Without Reservations
By Paul Reidinger

Stars' wars

IN LETTERS AS in food, bitterness is a tricky variable. It brings an indispensable edge, but it is also easily overused, with fatal consequences. Given Jeremiah Tower's fame as a chef (much of it self-generated), one might have thought that he would have no trouble bringing his master's touch to the writing of his memoir, California Dish: What I Saw (and Cooked) at the American Culinary Revolution (Free Press, $25). And the first half or so of the book is artfully seasoned, by turns funny, lyrical, lacerating, and informative. Tower commands the page as Anthony Bourdain (Kitchen Confidential) only wishes he could.

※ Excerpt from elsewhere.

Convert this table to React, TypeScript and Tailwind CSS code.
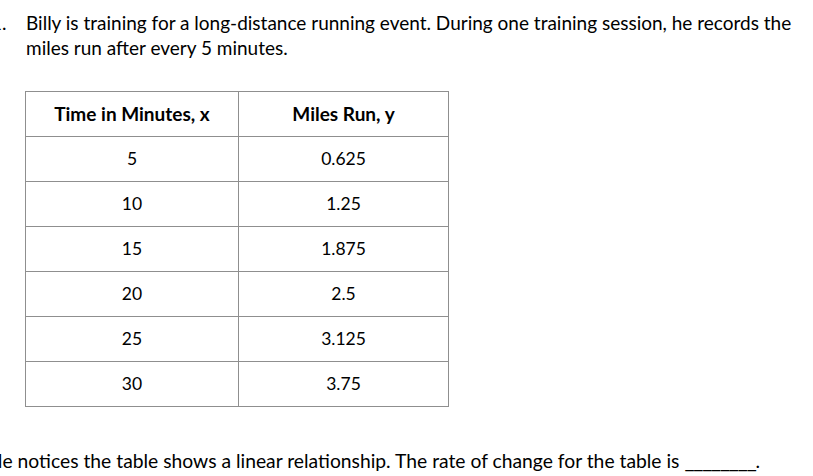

But then, but then ... things fall apart. The long crash of Tower's Stars empire – beginning with the 1989 earthquake and proceeding through ugly legal skirmishes, scenes with thuggish financiers, and plenty of personal recrimination, with countless bottles of top-drawer champagne to soothe the wounds – is a slogging chronicle that refuses to end. It is as if a ship has sunk but from the depths continues for a good while to emit formless blobs of fuel oil and other debris.

It isn't pretty, but then rise-and-fall stories so seldom are. Tower was present at the creation of the modern Bay Area food scene; he became chef at the nascent Chez Panisse when he was in his early 30s, and he opened Stars – an "American brasserie" modeled on Paris's centenarian La Coupole – in his early 40s. The La Coupole comparison is a melancholy one now that Stars, having sputtered for years, finally went dark for good last spring at age 19.

Tower the memoirist reminds us that, in a real sense, the epicenter of the Loma Prieta earthquake was San Francisco's Civic Center and that its aftershocks reverberated through the area months and years after the main event. Stars reopened four days after the temblor, but the doors now swung back to reveal a changed world of closed freeways, closed government buildings, closed arts and performance institutions. A two-month strike against the San Francisco Symphony, beginning in December 1996, completed the economic strangulation of the neighborhood, but by then Tower was well on his way to a complete divorce from his glamorous restaurant.

He was also on his way to New York, a city whose ethic of conspicuous consumption probably suits him better than did the more conflicted local style of conspicuous consumption and social responsibility. San Francisco has always been two cities existing in parallel universes: the A-list town and the hippie town. Sometimes, as at Chez Panisse, those universes meet, and the stars come into a happy alignment, you might say, as they did not for Stars.